In many ways, the novel's truest ghost is "Vron," Kirsten's old friend Veronica, whose wayward behavior as a woman in early middle age constitutes a different kind of haunting.  Vron is a tattooed Goth of sorts, dabbling in one thing or another--"the Wild Witch," Jordan calls her--whose influence has repeatedly disrupted the family in the past.  Most dangerously, Vron's irresponsibility when it comes to lovers, children, and friends represents the allure of complete, egotistical freedom.  Given to trendy enthusiasms, implicitly neglectful of her child, and possibly the overage seducer of Jordan's boyfriend, Vron embodies the ghost of adolescent rebellion--the childish things one must put away.  "No one ever really changes," she warns the Naremores at the end of the novel (loc. 4193), and that threat, even more than Vron herself, is the danger that really propels the novel's events.  

To be a family, the novel insists, is to change: in order to survive the Hollow, the characters must recognize that they exist as a growing, shifting unit, not as little atomized bodies of desire.  Despite their brief honeymoon in the Hollow, filled with childlike play (and, on the part of the adults, rather a lot of sex), the characters soon regress, or perhaps progress, to extreme forms of the behavior that got them in trouble in the first place.  Kirsty's straw feminist desire for self-realization--"[t]he daughter crisis diverted Kirsty from what she wanted to do, what she wanted to be" (loc. 1756)--leads her to reject her duty to care for others.  Steven's desires, by contrast, emerge in a parody of patriarchal power, as he takes charge of the family in order to save it: "I may have to be hard, make firm rulings you won't agree with, but you must believe me that it's all for the best" (loc. 2292).  Jordan tries to control both her own body and her boyfriend, Rick, in ways that suggest she resents adulthood (she fears her own developing physique) instead of embraces it; her brother imagines everything in terms of survival tactics, pitting him against his family instead of prompting him to defend it.  These drives toward selfish fulfillment and control are as much about the fear of others as they are about twenty-first century individualism.  The characters don't want to be vulnerable to the pains and sufferings and others; they want to live like Vron, who treats people like "toys" (loc. 4197).   

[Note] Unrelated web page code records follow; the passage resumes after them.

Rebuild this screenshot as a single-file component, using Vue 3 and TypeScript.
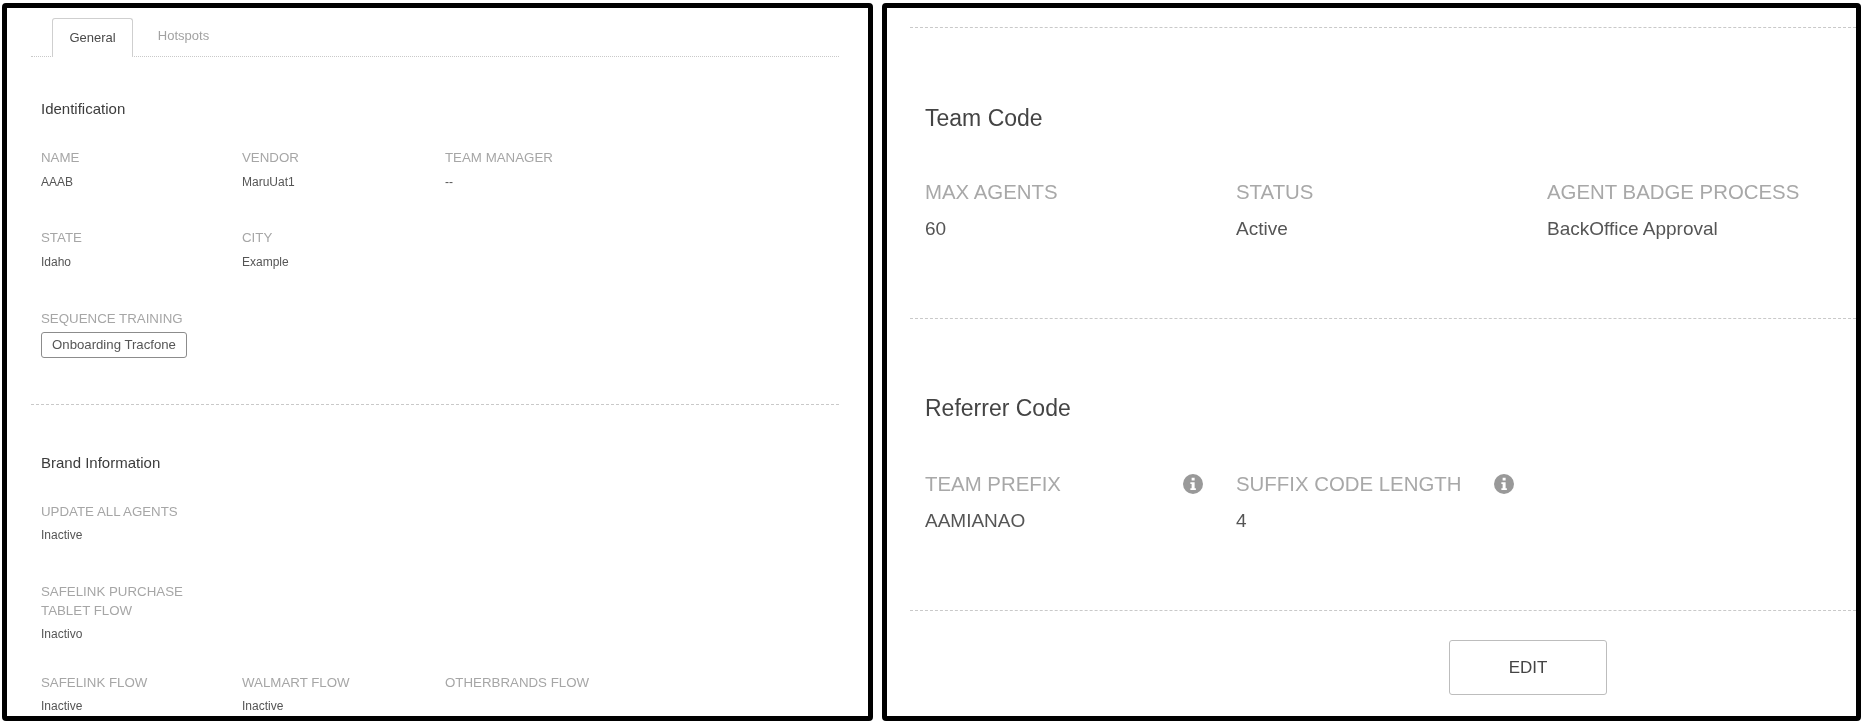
<script setup lang="ts">
interface Field {
  label: string
  value?: string
}

const identRows: Field[][] = [
  [
    { label: 'NAME', value: 'AAAB' },
    { label: 'VENDOR', value: 'MaruUat1' },
    { label: 'TEAM MANAGER', value: '--' },
  ],
  [
    { label: 'STATE', value: 'Idaho' },
    { label: 'CITY', value: 'Example' },
  ],
]

const flowRow: Field[] = [
  { label: 'SAFELINK FLOW', value: 'Inactive' },
  { label: 'WALMART FLOW', value: 'Inactive' },
  { label: 'OTHERBRANDS FLOW' },
]

const teamCode: Field[] = [
  { label: 'MAX AGENTS', value: '60' },
  { label: 'STATUS', value: 'Active' },
  { label: 'AGENT BADGE PROCESS', value: 'BackOffice Approval' },
]

const referrerCode: Field[] = [
  { label: 'TEAM PREFIX', value: 'AAMIANAO' },
  { label: 'SUFFIX CODE LENGTH', value: '4' },
]
</script>

<template>
  <div class="page">
    <section class="panel left">
      <div class="tabs">
        <span class="tab active">General</span>
        <span class="tab">Hotspots</span>
      </div>

      <div class="left-body">
        <h3 class="ident-title">Identification</h3>
        <div class="ident-rows">
          <div v-for="(row, i) in identRows" :key="i" class="row">
            <div v-for="f in row" :key="f.label" class="field">
              <div class="label">{{ f.label }}</div>
              <div class="value">{{ f.value }}</div>
            </div>
          </div>
        </div>
        <div class="label seq-label">SEQUENCE TRAINING</div>
        <span class="chip">Onboarding Tracfone</span>
      </div>

      <hr class="dash left-dash" />

      <div class="left-body">
        <h3 class="brand-title">Brand Information</h3>
        <div class="brand-rows">
          <div class="row">
            <div class="field">
              <div class="label">UPDATE ALL AGENTS</div>
              <div class="value">Inactive</div>
            </div>
          </div>
          <div class="row">
            <div class="field">
              <div class="label">SAFELINK PURCHASE<br />TABLET FLOW</div>
              <div class="value">Inactivo</div>
            </div>
          </div>
          <div class="row flow-row">
            <div v-for="f in flowRow" :key="f.label" class="field">
              <div class="label">{{ f.label }}</div>
              <div v-if="f.value" class="value">{{ f.value }}</div>
            </div>
          </div>
        </div>
      </div>
    </section>

    <section class="panel right">
      <hr class="dash right-top" />

      <div class="block team">
        <h2>Team Code</h2>
        <div class="big-row">
          <div v-for="f in teamCode" :key="f.label">
            <div class="big-label">{{ f.label }}</div>
            <div class="big-value">{{ f.value }}</div>
          </div>
        </div>
      </div>

      <hr class="dash" />

      <div class="block referrer">
        <h2>Referrer Code</h2>
        <div class="big-row">
          <div v-for="f in referrerCode" :key="f.label">
            <div class="big-label with-icon">
              {{ f.label }}
              <svg class="info" viewBox="0 0 16 16" width="20" height="20" aria-hidden="true">
                <circle cx="8" cy="8" r="8" fill="#999" />
                <rect x="6.9" y="3" width="2.4" height="2.2" fill="#fff" />
                <path d="M5.9 6.6h3.4v4.8h1v1.3H5.9v-1.3h1V7.9h-1z" fill="#fff" />
              </svg>
            </div>
            <div class="big-value">{{ f.value }}</div>
          </div>
        </div>
      </div>

      <hr class="dash foot-dash" />

      <div class="actions">
        <button class="edit">EDIT</button>
      </div>
    </section>
  </div>
</template>

<style>
html,
body {
  margin: 0;
  background: #fff;
}
</style>

<style scoped>
.page {
  display: flex;
  gap: 9px;
  width: 1861px;
  height: 723px;
  padding: 3px 0 2px 2px;
  box-sizing: border-box;
  overflow: hidden;
  font-family: 'Liberation Sans', Arial, sans-serif;
  filter: blur(0.45px);
}

.panel {
  border: 5px solid #000;
  border-radius: 4px;
  background: #fff;
  overflow: hidden;
  box-sizing: border-box;
}

.left {
  width: 871px;
  padding: 10px 29px 0 24px;
}

.right {
  flex: 1;
  padding: 0 0 0 23px;
}

.dash {
  border: 0;
  border-top: 1px dashed #c9c9c9;
  margin: 0;
}

/* tabs */
.tabs {
  display: flex;
  height: 39px;
  box-sizing: border-box;
  padding-left: 21px;
  border-bottom: 1px dotted #c9c9c9;
}

.tab {
  width: 81px;
  box-sizing: border-box;
  text-align: center;
  font-size: 13px;
  line-height: 36px;
  color: #a2a2a2;
  margin-right: 10px;
}

.tab.active {
  height: 39px;
  line-height: 38px;
  color: #4a4a4a;
  background: #fff;
  border: 1px solid #cfcfcf;
  border-bottom: 0;
  border-radius: 3px 3px 0 0;
  margin-right: 10px;
}

.left-body {
  padding-left: 10px;
}

h3 {
  margin: 0;
  font-size: 15px;
  line-height: 18px;
  font-weight: 400;
  color: #3c3c3c;
}

.ident-title {
  padding-top: 43px;
}

.ident-rows {
  display: grid;
  row-gap: 36px;
  margin-top: 30px;
}

.ident-rows .value {
  margin-top: 6px;
}

.brand-rows {
  display: grid;
  row-gap: 37px;
  margin-top: 30px;
}

.flow-row {
  margin-top: -8px;
}

.row {
  display: grid;
  grid-template-columns: 201px 203px 1fr;
}

.label {
  font-size: 13.3px;
  line-height: 19px;
  color: #a6a6a6;
}

.value {
  margin-top: 5px;
  font-size: 12px;
  line-height: 19px;
  color: #555;
}

.seq-label {
  margin-top: 37px;
}

.chip {
  display: inline-block;
  width: 146px;
  height: 26px;
  margin-top: 4px;
  box-sizing: border-box;
  border: 1px solid #8c8c8c;
  border-radius: 3px;
  text-align: center;
  font-size: 13.2px;
  line-height: 24px;
  color: #555;
}

.left-dash {
  margin-top: 46px;
}

.brand-title {
  padding-top: 49px;
}

/* right panel */
.right-top {
  margin-top: 19px;
}

.block h2 {
  margin: 0;
  font-size: 23px;
  line-height: 26px;
  font-weight: 400;
  color: #444;
}

.big-row {
  display: grid;
  grid-template-columns: repeat(3, 311px);
  margin-top: 50px;
}

.referrer .big-row {
  margin-top: 52px;
}

.big-label {
  font-size: 20.4px;
  line-height: 22px;
  color: #a8a8a8;
}

.with-icon {
  display: flex;
  justify-content: space-between;
  align-items: center;
  width: 278px;
}

.big-value {
  margin-top: 15px;
  font-size: 19px;
  line-height: 22px;
  color: #555;
}

.block {
  padding-left: 15px;
}

.team {
  height: 290px;
  box-sizing: border-box;
  padding-top: 77px;
}

.referrer {
  height: 291px;
  box-sizing: border-box;
  padding-top: 76px;
}

.actions {
  display: flex;
  justify-content: flex-start;
  padding-top: 29px;
  padding-left: 539px;
}

.edit {
  width: 158px;
  height: 55px;
  background: #fff;
  border: 1px solid #bdbdbd;
  border-radius: 3px;
  font-family: inherit;
  font-size: 17px;
  color: #444;
}
</style>
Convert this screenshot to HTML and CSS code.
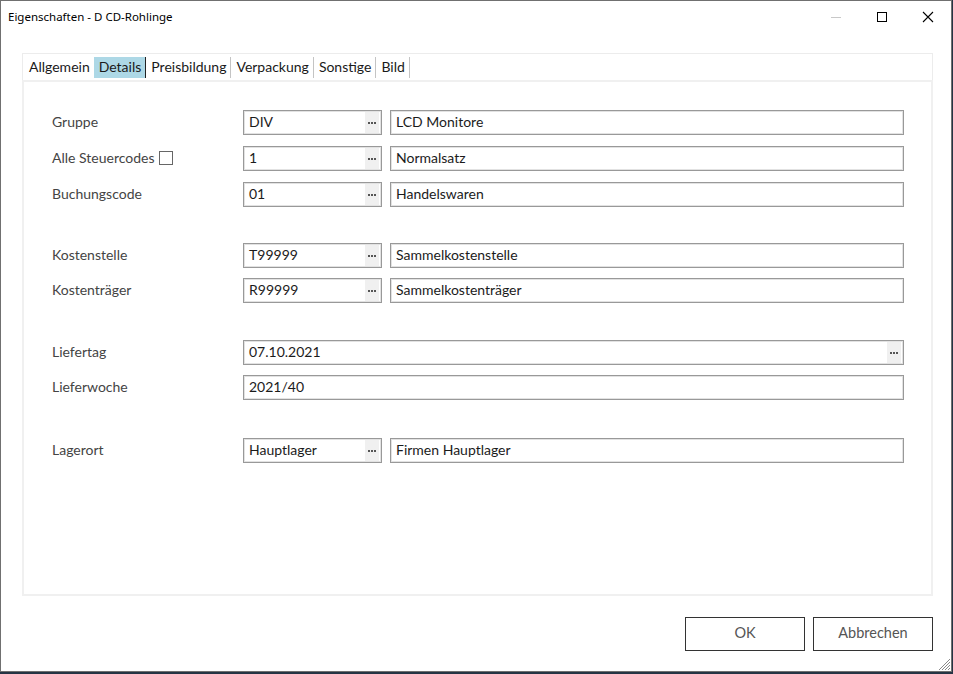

Thus the Hollow, whose ghosts vibrate in ultra-sympathy with the home's inhabitants.  As the multiple inset narratives suggest, living residents can engage warmly with the ghosts and live happily in return, or they can be angry and suffer horrible deaths instead.  It is here that the novel is, perhaps unintentionally, at its eeriest.  As I said at the beginning, An English Ghost Story seeps nostalgia: the Hollow is most closely associated with a children's author, whose books prompt fond memories of childhood happiness; those books in turn saved the sanity of a man kept hostage for many years; the house itself, far out in the countryside (a conventionally idyllic pastoral space, in other words), is a architectural hodgepodge of English styles from the Middle Ages to the modern.  Being content in the house requires that the characters abjure the rush of the modern world--Steven, after all, has to cut back on his business dealings at the end.  If Jordan, unlike Louise Teazle, ultimately decides that the Hollow "is not enough" (loc. 4230), nevertheless her family, to remain a family, must stay in the house and be trained to exist in sympathy.  The characters change, all right, but would they change if the ghosts were not there to force them into mindfulness?  The happy Hollow may be a carrot, but the horrors always remain as a stick.  "But not fighting was habit-forming," Jordan notices, "and the Hollow was supportive" (loc. 4219).  To have a loving traditional family, it appears, one still needs terror.